Right now, in the midst of this suffering world, in the midst of our struggles and pain, God is bringing something wondrous to birth, a new creation. As amazing and beautiful as this world is, it cannot hold a candle to what God will bring. How amazing and beautiful? Look at what Paul says. He writes. I consider that the sufferings of this present time are not worth comparing to the glory about to be revealed to us. They are not worth comparing. Paul is writing to people getting slaughtered in the coliseums. And he is saying. No matter what you are suffering, what God is bringing will blow all that suffering away. And knowing that hope, doesn’t just change your future, it changes your right now.
Do you remember that story from Easter? Two folks get hired to do the same job, a tedious, unpleasant job, like fitting widgets into wodgets. One person gets told that at the end of one year, they’ll make 20 thousand a year, but the other person gets told that they’ll make 20 million a year. Now which one of them is going to come to work happier, with more enthusiasm? The 20 grand guy or the 20 million guy. Yet remember, each of them are experiencing the same thing right now. What is the difference? One of them has a very different future. And if you know, that no matter what you face, it cannot compare to the beauty and wonder that God has planned for you, that gives you strength, not just in the future. It gives you strength right now.

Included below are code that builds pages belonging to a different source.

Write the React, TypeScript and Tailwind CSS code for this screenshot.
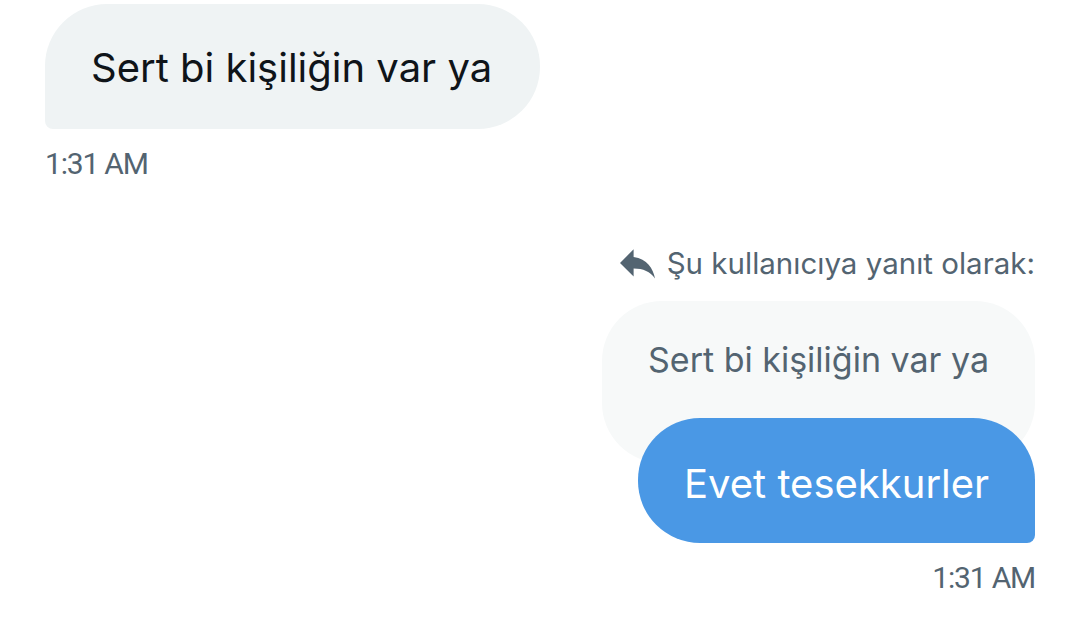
const TEXT = "font-['Inter','Noto_Sans',sans-serif]";

function ReplyIcon() {
  return (
    <svg viewBox="3 5 18 15.1" className="h-[30px] w-[35px] fill-[#536471]" aria-hidden>
      <path d="M10 9V5l-7 7 7 7v-4.1c5 0 8.5 1.6 11 5.1-1-5-4-10-11-11z" />
    </svg>
  );
}

function Time({ className = "" }: { className?: string }) {
  return (
    <div
      className={`font-['Roboto',sans-serif] text-[30px] leading-none tracking-[-1.2px] text-[#536471] ${className}`}
    >
      1:31 AM
    </div>
  );
}

export default function App() {
  return (
    <div className={`h-[631px] w-[1080px] overflow-hidden bg-white ${TEXT}`}>
      <div className="flex flex-col items-start pl-[45px] pt-[4px]">
        <div className="flex h-[125px] items-center rounded-[62px] rounded-bl-[8px] bg-[#eff3f4] pl-[46px] pr-[48px] pt-[2px]">
          <span className="text-[40px] leading-none text-[#0f1419]">Sert bi kişiliğin var ya</span>
        </div>
        <Time className="mt-[20px]" />
      </div>

      <div className="mt-[70px] flex flex-col items-end pr-[45px]">
        <div className="flex items-center gap-[12px]">
          <ReplyIcon />
          <span className="text-[29.5px] leading-none text-[#536471]">Şu kullanıcıya yanıt olarak:</span>
        </div>
        <div className="mt-[22px] w-[433px] rounded-[60px] bg-[#f7f9f9] pb-[85px] pl-[46px] pt-[42px]">
          <span className="text-[34px] leading-none text-[#536471]">Sert bi kişiliğin var ya</span>
        </div>
        <div className="-mt-[45px] flex h-[125px] w-[397px] items-center rounded-[62px] rounded-br-[8px] bg-[#4a98e5] pl-[46px] pt-[6px]">
          <span className="text-[40px] leading-none text-white">Evet tesekkurler</span>
        </div>
        <Time className="mt-[20px]" />
      </div>
    </div>
  );
}
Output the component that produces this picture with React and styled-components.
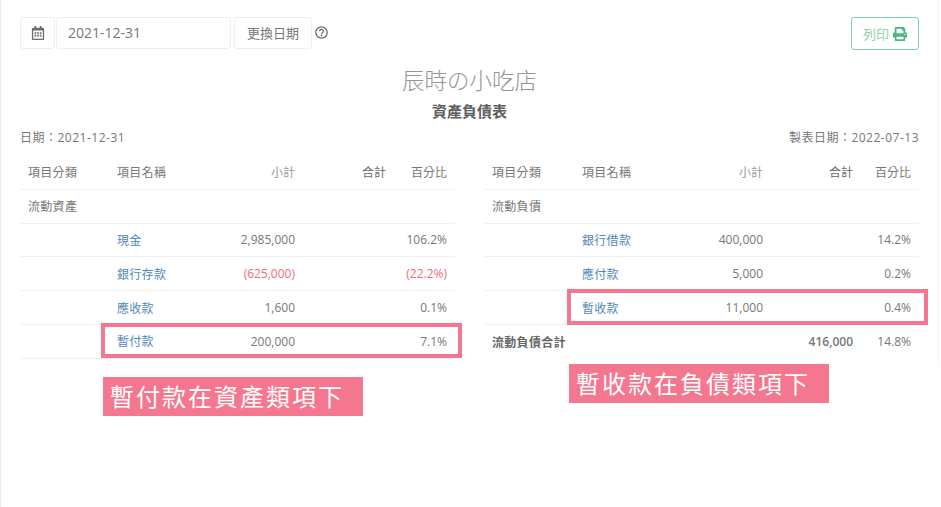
import React from "react";
import styled, { createGlobalStyle } from "styled-components";
import { FaRegCalendarAlt, FaPrint } from "react-icons/fa";
import { MdHelpOutline } from "react-icons/md";

const GlobalStyle = createGlobalStyle`
    html, body {
        margin: 0;
        background: #fff;
    }
    body {
        font-family: "Open Sans", "Noto Sans CJK TC", sans-serif;
        font-size: 12px;
        color: #777;
    }
`;

const Page = styled.div`
    box-sizing: border-box;
    width: 941px;
    height: 507px;
    padding: 17px 22px 0 19px;
    border-left: 1px solid #e6eef4;
    position: relative;
    overflow: hidden;
`;

// faint edge of the captured window, stops partway down
const WindowEdge = styled.div`
    position: absolute;
    top: 0;
    right: 2px;
    width: 1px;
    height: 364px;
    background: #f3f3f3;
`;

const Toolbar = styled.div`
    display: flex;
    align-items: flex-start;
    justify-content: space-between;
`;

const DateForm = styled.div`
    display: flex;
    align-items: flex-start;
`;

const Addon = styled.div`
    box-sizing: border-box;
    width: 35px;
    height: 32px;
    display: flex;
    align-items: center;
    justify-content: center;
    border: 1px solid #eceeef;
    border-radius: 3px;
    color: #6b6b6b;
    font-size: 14px;
`;

const DateInput = styled.div`
    box-sizing: border-box;
    width: 175px;
    height: 32px;
    margin-left: 1px;
    padding-left: 11px;
    line-height: 30px;
    border: 1px solid #eceeef;
    border-radius: 3px;
    font-size: 14px;
    color: #777;
`;

const ChangeButton = styled.div`
    box-sizing: border-box;
    width: 78px;
    height: 32px;
    margin-left: 3px;
    line-height: 30px;
    text-align: center;
    border: 1px solid #eceeef;
    border-radius: 3px;
    font-size: 13px;
    color: #777;
`;

const Help = styled.div`
    margin: 8px 0 0 2px;
    color: #666;
    font-size: 15px;
    line-height: 15px;
`;

const PrintButton = styled.div`
    box-sizing: border-box;
    width: 68px;
    height: 33px;
    display: flex;
    align-items: center;
    justify-content: center;
    gap: 4px;
    border: 1px solid #7fd2a6;
    border-radius: 3px;
    color: #8fd0ac;
    font-size: 13px;
    svg {
        color: #47b77d;
        font-size: 14px;
    }
`;

const Title = styled.div`
    margin-top: 16px;
    text-align: center;
    font-size: 22.5px;
    line-height: 30px;
    color: #969696;
    font-weight: 300;
`;

const Subtitle = styled.div`
    margin-top: 5px;
    text-align: center;
    font-size: 15px;
    line-height: 20px;
    font-weight: 700;
    color: #5e5e5e;
`;

const DateLine = styled.div`
    display: flex;
    justify-content: space-between;
    margin-top: 8px;
    line-height: 17px;
    font-size: 12px;
    letter-spacing: 0.5px;
`;

const Tables = styled.div`
    display: grid;
    grid-template-columns: 435px 435px;
    justify-content: space-between;
    margin-top: 10px;
`;

const Sheet = styled.div`
    position: relative;
`;

const Row = styled.div`
    display: grid;
    grid-template-columns: ${(p) => p.$cols};
    height: 33.8px;
    align-items: center;
    box-sizing: border-box;
    padding: 0 8px;
    border-bottom: ${(p) => (p.$noLine ? "none" : "1px solid #eef0f1")};
`;

const Cell = styled.div`
    white-space: nowrap;
    text-align: ${(p) => (p.$right ? "right" : "left")};
    letter-spacing: ${(p) => (p.$right ? "0" : "0.3px")};
    color: ${(p) => p.$color || "#777"};
    font-weight: ${(p) => p.$weight || 400};
`;

const Highlight = styled.div`
    position: absolute;
    box-sizing: border-box;
    left: ${(p) => p.$left}px;
    top: ${(p) => p.$top}px;
    width: 361px;
    height: ${(p) => p.$height}px;
    border: 4px solid #f5778f;
`;

const Callout = styled.div`
    position: absolute;
    box-sizing: border-box;
    left: ${(p) => p.$left}px;
    top: ${(p) => p.$top}px;
    width: 259.5px;
    height: 39px;
    padding-left: 7px;
    background: #f5778f;
    color: #fff;
    font-size: 24px;
    line-height: 39px;
    letter-spacing: 2px;
`;

const RED = "#ef6b77";
const LINK = "#4f86b8";

const leftCols = "89px 89px 89px 91px 1fr";
const rightCols = "90px 90px 91px 90px 1fr";

const assets = [
    { name: "現金", sub: "2,985,000", pct: "106.2%" },
    { name: "銀行存款", sub: "(625,000)", pct: "(22.2%)", red: true },
    { name: "應收款", sub: "1,600", pct: "0.1%" },
    { name: "暫付款", sub: "200,000", pct: "7.1%" },
];

const liabilities = [
    { name: "銀行借款", sub: "400,000", pct: "14.2%" },
    { name: "應付款", sub: "5,000", pct: "0.2%" },
    { name: "暫收款", sub: "11,000", pct: "0.4%" },
];

function HeaderRow({ cols }) {
    return (
        <Row $cols={cols}>
            <Cell>項目分類</Cell>
            <Cell>項目名稱</Cell>
            <Cell $right $color="#9a9a9a">
                小計
            </Cell>
            <Cell $right $color="#666">
                合計
            </Cell>
            <Cell $right>百分比</Cell>
        </Row>
    );
}

function ItemRow({ cols, item }) {
    const numColor = item.red ? RED : undefined;
    return (
        <Row $cols={cols}>
            <Cell />
            <Cell $color={LINK}>{item.name}</Cell>
            <Cell $right $color={numColor}>
                {item.sub}
            </Cell>
            <Cell $right />
            <Cell $right $color={numColor}>
                {item.pct}
            </Cell>
        </Row>
    );
}

export default function App() {
    return (
        <Page>
            <GlobalStyle />
            <WindowEdge />
            <Toolbar>
                <DateForm>
                    <Addon>
                        <FaRegCalendarAlt />
                    </Addon>
                    <DateInput>2021-12-31</DateInput>
                    <ChangeButton>更換日期</ChangeButton>
                    <Help>
                        <MdHelpOutline />
                    </Help>
                </DateForm>
                <PrintButton>
                    列印 <FaPrint />
                </PrintButton>
            </Toolbar>
            <Title>辰時の小吃店</Title>
            <Subtitle>資產負債表</Subtitle>
            <DateLine>
                <span>日期：2021-12-31</span>
                <span>製表日期：2022-07-13</span>
            </DateLine>
            <Tables>
                <Sheet>
                    <HeaderRow cols={leftCols} />
                    <Row $cols={leftCols}>
                        <Cell>流動資產</Cell>
                    </Row>
                    {assets.map((item) => (
                        <ItemRow key={item.name} cols={leftCols} item={item} />
                    ))}
                    <Highlight $left={81} $top={167} $height={35} />
                    <Callout $left={83} $top={221}>
                        暫付款在資產類項下
                    </Callout>
                </Sheet>
                <Sheet>
                    <HeaderRow cols={rightCols} />
                    <Row $cols={rightCols}>
                        <Cell>流動負債</Cell>
                    </Row>
                    {liabilities.map((item) => (
                        <ItemRow key={item.name} cols={rightCols} item={item} />
                    ))}
                    <Row $cols={rightCols} $noLine>
                        <Cell $weight={600} $color="#666">
                            流動負債合計
                        </Cell>
                        <Cell />
                        <Cell />
                        <Cell $right $weight={600}>
                            416,000
                        </Cell>
                        <Cell $right>14.8%</Cell>
                    </Row>
                    <Highlight $left={83} $top={133} $height={36} />
                    <Callout $left={85} $top={208}>
                        暫收款在負債類項下
                    </Callout>
                </Sheet>
            </Tables>
        </Page>
    );
}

But hold on a second. How can you know all that I’ve said is true? How can you know that God loves you like parents loves their kids, that any suffering can have purpose, that God has an amazing end in store? Maybe you’re not feeling any of that? How do you know it’s even real, and not just some sort of religious fantasy.
In these words, Paul points you to how. Paul tells us that the Spirit of God is groaning with creation as it suffers and struggles. Think about that. This word means death groans. How can a being utterly infinite in power suffer death groans? How can God possibly know the agony of a mother about to die to bring her child into the world? How can God feel the pain of a warrior crying out for help as his wounds kill him, yet knowing that likely no help will come? How can God know that pain and agony? Look at Jesus.
As Jesus died on the cross, he quoted a verse from Psalm 22. He cried out My God, My God, why have you forsaken me? But do you know what comes next in that verse? Why are you so far from helping me, from the words of my groaning? In Jesus, God came as a warrior on the ultimate battlefield, to fight the enemies that held us hostage. In those moments he absorbed our sin, our evil, so we would be free. And like a warrior wounded to the death, he groans. He cries out, but no one comes. And because Jesus was utterly abandoned for you, you can know that in your suffering, you never will be. Because Jesus was forsaken in his death groan, when you groan, God hears it the way a mother or father hears the cry of a child. He meets your deepest need, the one you don’t even know you have. And in your suffering, God uses it to make you greater. He assures you that your suffering will never have the last word. For someday, God will put an end to evil and all the pain it brings. Like a mother, groaning in labor, God will bring a new creation, a new you. Right now in your hardest moments, God walks with you. God runs towards you. God works within you. And God promises you a future more amazing than you can comprehend. How can you know that? Because on the cross, God sealed that promise with his very life.